# EXERCISE INSTRUCTIONS
Using the listing below, select the lines with the word "page" and copy them.

□ □ □

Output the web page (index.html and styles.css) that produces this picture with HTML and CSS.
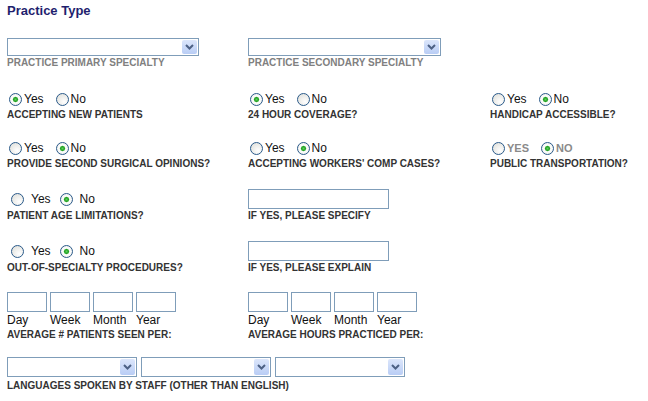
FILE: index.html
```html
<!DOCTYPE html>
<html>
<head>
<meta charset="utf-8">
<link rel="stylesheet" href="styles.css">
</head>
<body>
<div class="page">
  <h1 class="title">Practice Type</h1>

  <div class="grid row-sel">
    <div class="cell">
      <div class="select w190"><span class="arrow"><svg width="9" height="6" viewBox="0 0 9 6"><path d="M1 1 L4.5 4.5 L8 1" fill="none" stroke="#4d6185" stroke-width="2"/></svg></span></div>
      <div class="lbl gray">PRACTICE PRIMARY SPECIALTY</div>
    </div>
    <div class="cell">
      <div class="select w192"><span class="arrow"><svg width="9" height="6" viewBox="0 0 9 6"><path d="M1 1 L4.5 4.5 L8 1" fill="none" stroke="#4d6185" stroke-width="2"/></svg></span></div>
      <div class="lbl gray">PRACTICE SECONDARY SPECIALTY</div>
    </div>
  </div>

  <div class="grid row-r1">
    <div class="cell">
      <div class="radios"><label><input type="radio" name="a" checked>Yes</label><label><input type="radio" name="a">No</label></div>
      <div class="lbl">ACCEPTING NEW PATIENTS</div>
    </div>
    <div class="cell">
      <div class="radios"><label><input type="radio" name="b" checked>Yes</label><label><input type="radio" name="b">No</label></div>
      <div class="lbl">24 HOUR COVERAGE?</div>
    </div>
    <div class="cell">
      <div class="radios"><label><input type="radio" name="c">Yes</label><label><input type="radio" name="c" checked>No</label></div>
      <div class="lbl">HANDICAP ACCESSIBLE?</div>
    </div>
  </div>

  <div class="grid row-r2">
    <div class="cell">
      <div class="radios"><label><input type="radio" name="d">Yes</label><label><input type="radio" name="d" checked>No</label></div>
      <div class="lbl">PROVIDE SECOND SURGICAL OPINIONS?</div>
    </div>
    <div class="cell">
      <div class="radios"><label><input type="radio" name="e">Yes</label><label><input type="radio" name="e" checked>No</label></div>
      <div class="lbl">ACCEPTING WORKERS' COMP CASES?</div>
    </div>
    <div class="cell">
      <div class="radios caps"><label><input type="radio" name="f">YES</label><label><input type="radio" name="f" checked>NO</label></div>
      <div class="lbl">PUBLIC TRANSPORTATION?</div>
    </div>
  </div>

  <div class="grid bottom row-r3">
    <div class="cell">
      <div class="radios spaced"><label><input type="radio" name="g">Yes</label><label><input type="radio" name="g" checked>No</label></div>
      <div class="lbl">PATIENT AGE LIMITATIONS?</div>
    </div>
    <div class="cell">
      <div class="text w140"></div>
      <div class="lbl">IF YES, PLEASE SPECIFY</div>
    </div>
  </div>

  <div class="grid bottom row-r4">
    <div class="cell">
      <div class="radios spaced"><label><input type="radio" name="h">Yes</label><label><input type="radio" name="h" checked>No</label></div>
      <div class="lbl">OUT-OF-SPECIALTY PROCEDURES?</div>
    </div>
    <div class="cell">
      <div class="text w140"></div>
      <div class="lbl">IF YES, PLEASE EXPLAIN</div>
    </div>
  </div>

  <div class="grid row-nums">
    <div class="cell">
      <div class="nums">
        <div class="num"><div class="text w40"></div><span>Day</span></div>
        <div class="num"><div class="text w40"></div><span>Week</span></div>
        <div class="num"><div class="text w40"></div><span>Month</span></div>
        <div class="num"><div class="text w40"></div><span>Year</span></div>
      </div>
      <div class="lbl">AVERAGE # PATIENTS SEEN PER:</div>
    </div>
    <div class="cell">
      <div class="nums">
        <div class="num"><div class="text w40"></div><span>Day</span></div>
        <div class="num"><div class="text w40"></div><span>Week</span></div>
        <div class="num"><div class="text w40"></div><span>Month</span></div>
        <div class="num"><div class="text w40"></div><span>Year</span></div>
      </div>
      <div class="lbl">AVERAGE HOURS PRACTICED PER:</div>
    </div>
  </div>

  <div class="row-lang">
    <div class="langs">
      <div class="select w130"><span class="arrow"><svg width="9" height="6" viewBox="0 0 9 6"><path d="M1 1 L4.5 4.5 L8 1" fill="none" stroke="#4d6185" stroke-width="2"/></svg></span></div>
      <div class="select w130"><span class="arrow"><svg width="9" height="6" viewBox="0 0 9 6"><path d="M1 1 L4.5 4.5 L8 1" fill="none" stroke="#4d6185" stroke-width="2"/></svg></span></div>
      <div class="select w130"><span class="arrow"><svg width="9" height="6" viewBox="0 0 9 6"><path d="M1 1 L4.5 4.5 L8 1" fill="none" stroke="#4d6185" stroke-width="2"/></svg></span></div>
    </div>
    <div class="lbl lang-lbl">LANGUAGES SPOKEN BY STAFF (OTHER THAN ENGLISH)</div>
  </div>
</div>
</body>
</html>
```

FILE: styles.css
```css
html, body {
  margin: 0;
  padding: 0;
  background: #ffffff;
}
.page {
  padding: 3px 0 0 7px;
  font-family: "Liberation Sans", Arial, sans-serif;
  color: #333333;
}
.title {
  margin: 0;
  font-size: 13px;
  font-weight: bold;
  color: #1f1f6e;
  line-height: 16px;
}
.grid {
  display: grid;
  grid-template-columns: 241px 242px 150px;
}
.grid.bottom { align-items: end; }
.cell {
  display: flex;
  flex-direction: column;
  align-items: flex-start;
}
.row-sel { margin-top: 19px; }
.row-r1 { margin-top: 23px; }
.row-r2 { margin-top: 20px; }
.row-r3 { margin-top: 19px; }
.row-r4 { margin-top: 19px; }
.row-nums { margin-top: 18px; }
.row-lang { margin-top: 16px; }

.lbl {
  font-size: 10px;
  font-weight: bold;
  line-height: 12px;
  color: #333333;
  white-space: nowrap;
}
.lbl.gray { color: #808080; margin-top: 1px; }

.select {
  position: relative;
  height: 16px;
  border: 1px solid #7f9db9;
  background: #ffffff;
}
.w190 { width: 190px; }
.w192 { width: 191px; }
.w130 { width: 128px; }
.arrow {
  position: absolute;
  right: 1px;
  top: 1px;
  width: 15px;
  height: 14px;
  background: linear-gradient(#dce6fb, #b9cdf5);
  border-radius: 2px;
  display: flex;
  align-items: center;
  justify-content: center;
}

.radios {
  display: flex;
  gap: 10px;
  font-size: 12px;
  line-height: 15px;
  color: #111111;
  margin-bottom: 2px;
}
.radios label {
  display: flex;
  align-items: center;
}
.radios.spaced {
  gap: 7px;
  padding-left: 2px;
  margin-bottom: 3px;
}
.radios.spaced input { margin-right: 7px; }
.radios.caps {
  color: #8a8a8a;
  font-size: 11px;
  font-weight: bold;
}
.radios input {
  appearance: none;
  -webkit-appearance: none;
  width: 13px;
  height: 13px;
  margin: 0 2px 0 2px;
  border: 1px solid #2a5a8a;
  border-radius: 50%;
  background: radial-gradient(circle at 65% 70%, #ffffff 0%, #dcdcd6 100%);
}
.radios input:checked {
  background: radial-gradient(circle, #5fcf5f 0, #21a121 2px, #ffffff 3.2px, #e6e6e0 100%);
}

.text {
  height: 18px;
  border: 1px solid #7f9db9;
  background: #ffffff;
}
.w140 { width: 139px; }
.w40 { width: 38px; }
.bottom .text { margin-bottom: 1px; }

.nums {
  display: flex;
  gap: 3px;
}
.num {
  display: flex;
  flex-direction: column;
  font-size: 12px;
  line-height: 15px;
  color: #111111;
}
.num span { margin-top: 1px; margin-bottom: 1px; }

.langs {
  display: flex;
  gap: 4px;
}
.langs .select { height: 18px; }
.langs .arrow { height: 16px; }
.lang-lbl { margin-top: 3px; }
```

□ □ □

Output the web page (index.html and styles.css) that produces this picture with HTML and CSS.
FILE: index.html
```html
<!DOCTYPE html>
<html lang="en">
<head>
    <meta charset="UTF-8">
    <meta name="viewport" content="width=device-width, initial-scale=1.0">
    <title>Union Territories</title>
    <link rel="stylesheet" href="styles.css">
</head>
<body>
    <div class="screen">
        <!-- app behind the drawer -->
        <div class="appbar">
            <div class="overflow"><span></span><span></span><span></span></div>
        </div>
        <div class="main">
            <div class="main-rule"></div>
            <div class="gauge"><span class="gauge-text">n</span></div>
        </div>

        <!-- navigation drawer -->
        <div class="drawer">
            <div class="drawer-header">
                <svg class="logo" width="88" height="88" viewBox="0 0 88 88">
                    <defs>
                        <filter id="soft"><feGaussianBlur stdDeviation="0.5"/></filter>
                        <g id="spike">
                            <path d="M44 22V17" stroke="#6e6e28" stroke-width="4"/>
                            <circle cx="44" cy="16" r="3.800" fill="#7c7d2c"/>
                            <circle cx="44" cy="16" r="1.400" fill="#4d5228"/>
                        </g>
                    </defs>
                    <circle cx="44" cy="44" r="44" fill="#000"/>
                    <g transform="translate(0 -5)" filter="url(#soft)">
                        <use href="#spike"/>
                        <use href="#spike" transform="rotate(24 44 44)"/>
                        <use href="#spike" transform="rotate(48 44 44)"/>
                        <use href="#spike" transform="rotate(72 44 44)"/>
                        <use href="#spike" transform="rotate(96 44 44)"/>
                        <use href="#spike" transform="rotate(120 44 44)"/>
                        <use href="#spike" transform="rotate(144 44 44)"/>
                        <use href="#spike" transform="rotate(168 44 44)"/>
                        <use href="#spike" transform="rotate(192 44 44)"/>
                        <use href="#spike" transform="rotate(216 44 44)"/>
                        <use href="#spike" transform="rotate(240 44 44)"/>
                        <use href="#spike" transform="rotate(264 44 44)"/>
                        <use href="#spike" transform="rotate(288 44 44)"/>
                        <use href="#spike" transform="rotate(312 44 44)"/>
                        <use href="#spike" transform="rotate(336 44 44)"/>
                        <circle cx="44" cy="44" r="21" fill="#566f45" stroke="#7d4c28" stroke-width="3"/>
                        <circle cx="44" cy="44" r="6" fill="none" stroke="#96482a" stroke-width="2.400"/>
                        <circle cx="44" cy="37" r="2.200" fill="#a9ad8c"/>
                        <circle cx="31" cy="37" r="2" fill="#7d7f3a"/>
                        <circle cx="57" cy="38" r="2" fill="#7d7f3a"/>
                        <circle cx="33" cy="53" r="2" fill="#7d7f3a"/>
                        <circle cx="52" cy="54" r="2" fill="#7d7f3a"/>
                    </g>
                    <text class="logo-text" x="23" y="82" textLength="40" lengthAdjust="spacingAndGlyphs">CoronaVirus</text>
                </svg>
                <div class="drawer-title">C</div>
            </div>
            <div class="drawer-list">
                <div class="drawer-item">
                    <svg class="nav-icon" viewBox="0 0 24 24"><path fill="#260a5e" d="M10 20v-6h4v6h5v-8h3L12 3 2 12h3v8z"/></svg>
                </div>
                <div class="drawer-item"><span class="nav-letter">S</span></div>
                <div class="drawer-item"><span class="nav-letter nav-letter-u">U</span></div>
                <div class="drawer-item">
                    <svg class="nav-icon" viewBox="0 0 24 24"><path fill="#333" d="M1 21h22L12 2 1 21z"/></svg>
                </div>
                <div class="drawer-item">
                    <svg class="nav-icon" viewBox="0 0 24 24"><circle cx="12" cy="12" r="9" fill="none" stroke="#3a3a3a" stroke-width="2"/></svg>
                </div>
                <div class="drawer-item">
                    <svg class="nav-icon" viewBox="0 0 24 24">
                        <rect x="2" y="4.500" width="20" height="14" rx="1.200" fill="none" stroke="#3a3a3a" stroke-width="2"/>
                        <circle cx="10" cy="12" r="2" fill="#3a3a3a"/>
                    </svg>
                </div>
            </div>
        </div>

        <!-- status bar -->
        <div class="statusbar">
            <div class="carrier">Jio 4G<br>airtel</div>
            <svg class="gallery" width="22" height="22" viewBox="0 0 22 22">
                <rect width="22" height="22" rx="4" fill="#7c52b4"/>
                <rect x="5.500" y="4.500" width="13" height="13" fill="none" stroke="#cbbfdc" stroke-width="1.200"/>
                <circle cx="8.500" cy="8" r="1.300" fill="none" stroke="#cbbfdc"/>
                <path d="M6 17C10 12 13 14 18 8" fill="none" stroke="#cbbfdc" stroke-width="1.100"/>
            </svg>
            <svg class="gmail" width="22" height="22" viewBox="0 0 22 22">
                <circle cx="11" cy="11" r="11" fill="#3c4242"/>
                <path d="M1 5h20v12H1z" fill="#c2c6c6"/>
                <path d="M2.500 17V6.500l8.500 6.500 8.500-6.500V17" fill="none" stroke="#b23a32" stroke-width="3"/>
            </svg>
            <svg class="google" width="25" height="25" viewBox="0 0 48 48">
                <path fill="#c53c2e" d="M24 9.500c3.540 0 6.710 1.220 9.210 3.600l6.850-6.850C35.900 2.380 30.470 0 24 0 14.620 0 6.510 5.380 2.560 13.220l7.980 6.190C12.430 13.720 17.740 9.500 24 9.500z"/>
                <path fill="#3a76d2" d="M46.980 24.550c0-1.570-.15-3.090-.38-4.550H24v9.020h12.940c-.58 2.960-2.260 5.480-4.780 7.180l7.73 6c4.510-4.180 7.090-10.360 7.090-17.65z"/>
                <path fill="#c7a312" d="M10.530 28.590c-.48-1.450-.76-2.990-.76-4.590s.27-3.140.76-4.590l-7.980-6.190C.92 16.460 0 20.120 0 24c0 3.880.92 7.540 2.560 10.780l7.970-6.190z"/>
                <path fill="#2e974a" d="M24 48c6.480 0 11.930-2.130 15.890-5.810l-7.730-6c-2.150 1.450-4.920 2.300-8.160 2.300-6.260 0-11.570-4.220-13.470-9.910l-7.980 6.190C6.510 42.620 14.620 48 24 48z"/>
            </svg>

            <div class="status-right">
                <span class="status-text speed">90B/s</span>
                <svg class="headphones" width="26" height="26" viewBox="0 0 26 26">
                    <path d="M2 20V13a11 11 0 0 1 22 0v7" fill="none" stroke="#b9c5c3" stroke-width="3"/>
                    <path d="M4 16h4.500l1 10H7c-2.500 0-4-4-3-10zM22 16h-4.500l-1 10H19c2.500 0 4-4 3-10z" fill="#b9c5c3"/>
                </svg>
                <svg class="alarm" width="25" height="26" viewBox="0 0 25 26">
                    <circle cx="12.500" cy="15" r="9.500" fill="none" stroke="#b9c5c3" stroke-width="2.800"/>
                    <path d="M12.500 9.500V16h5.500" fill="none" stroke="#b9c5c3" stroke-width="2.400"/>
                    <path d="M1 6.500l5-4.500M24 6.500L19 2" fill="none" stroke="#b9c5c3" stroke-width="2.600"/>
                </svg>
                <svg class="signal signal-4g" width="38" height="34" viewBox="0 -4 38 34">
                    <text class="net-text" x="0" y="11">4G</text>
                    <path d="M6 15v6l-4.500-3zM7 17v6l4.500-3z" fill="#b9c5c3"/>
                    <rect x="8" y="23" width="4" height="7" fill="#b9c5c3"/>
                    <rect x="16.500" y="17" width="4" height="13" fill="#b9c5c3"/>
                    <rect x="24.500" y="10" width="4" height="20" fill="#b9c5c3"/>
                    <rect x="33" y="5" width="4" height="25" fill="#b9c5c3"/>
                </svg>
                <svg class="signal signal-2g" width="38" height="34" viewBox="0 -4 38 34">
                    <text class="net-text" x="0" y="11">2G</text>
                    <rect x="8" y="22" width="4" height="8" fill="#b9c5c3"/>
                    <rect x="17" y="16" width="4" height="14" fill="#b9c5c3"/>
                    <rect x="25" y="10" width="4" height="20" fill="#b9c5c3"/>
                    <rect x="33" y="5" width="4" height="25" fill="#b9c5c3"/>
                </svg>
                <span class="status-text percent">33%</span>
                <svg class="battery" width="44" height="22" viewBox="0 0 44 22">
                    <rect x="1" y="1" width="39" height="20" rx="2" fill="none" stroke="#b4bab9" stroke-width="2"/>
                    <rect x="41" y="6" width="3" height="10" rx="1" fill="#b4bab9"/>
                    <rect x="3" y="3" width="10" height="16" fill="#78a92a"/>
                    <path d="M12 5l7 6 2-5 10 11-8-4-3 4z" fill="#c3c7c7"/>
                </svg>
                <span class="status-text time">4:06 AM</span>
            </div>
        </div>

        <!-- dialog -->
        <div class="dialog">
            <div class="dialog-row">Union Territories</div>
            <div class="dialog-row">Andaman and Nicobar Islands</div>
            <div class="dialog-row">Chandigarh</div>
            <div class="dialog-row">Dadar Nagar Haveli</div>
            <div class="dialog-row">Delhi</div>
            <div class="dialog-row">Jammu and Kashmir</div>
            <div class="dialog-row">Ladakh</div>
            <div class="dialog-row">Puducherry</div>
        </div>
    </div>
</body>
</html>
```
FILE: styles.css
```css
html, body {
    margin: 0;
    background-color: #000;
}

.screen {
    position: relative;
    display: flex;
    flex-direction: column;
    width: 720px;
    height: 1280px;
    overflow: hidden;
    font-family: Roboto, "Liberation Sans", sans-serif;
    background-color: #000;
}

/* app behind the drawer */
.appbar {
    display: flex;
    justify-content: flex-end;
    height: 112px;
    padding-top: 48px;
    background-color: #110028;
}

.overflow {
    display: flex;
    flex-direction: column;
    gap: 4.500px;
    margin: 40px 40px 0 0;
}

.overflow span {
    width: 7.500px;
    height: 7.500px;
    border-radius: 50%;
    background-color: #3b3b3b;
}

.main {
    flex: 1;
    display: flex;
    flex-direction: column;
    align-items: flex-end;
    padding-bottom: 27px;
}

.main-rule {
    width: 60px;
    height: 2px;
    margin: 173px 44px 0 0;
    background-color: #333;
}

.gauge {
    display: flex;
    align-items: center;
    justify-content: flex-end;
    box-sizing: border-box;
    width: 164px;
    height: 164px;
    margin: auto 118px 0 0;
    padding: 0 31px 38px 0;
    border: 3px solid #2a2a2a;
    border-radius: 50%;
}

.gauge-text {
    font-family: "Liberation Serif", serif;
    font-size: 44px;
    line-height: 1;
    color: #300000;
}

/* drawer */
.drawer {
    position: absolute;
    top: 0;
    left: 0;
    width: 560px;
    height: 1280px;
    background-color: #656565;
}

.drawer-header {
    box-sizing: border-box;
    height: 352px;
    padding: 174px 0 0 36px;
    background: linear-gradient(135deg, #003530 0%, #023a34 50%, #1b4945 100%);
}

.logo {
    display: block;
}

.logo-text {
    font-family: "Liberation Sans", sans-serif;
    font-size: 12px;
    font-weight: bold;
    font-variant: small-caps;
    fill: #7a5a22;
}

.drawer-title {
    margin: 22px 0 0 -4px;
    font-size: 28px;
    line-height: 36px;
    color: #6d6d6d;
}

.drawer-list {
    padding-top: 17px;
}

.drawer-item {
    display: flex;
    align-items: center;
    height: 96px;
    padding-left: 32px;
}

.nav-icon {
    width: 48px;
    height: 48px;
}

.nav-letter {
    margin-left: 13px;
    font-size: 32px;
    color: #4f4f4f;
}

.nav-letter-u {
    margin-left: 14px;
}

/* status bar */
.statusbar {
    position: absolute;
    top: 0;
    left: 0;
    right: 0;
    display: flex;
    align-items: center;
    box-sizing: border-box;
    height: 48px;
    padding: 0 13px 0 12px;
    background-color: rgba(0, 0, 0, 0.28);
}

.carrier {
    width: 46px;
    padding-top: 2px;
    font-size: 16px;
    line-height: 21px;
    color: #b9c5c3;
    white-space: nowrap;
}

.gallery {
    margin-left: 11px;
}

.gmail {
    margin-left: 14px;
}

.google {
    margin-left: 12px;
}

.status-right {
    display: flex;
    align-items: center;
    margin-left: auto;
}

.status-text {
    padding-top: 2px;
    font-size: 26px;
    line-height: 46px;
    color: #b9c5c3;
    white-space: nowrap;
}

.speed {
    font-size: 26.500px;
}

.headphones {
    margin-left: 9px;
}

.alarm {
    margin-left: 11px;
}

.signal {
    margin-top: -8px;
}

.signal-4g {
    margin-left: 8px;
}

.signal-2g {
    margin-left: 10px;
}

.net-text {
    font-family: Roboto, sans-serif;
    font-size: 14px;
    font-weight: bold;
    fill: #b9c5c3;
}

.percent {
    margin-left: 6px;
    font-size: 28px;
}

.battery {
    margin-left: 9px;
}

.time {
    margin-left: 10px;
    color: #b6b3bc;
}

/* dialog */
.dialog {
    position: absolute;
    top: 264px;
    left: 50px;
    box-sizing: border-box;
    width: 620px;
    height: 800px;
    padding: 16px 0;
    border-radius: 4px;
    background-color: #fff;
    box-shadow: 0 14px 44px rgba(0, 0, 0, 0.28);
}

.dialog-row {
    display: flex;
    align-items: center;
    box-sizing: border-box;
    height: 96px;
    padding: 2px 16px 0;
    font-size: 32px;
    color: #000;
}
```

□ □ □

# TASK RESPONSE
Output the web page (index.html and styles.css) that produces this picture with HTML and CSS.
<div class="page">
.page {
Output the web page (index.html and styles.css) that produces this picture with HTML and CSS.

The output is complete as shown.